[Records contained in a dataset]
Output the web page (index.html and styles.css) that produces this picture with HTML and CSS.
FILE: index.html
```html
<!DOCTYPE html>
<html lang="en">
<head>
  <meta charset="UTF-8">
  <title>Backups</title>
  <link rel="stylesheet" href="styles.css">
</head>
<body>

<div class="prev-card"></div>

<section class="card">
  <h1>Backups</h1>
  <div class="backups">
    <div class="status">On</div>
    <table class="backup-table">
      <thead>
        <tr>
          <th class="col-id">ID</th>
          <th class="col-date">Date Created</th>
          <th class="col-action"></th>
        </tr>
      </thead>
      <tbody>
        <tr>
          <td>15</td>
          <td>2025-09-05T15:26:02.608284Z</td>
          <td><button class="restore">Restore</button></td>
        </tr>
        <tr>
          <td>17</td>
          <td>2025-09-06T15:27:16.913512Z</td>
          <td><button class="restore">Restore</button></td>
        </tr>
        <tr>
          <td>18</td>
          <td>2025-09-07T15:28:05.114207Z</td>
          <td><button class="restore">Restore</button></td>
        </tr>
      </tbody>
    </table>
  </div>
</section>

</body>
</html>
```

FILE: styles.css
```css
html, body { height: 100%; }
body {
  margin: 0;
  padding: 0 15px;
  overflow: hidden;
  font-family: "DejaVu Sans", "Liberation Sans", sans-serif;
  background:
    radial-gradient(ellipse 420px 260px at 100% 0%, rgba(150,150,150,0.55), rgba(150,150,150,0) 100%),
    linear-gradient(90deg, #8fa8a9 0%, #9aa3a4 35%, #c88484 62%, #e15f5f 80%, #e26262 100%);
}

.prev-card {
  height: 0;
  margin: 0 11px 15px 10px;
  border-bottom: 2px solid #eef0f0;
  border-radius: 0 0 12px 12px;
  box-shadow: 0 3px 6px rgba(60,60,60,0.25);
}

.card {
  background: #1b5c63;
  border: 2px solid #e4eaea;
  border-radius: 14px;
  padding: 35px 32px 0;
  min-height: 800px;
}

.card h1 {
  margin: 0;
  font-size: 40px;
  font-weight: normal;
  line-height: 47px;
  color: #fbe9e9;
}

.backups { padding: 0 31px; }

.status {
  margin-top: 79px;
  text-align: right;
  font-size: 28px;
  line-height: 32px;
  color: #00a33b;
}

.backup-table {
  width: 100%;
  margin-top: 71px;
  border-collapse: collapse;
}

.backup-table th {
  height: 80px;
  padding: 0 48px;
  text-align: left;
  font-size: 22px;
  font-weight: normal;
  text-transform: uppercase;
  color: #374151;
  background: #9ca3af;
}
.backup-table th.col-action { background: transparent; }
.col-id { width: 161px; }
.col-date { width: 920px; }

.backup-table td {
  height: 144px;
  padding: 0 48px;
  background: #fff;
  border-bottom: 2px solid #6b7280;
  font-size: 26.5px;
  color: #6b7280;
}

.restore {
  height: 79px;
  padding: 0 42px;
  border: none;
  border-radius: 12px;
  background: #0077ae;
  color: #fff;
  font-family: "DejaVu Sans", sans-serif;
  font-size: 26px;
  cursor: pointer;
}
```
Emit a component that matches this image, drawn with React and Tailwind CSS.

=== JOB ===
Find each line in the records holding the string "this" and show it.

=== COMPLETED TASK ===
Output the web page (index.html and styles.css) that produces this picture with HTML and CSS.
Emit a component that matches this image, drawn with React and Tailwind CSS.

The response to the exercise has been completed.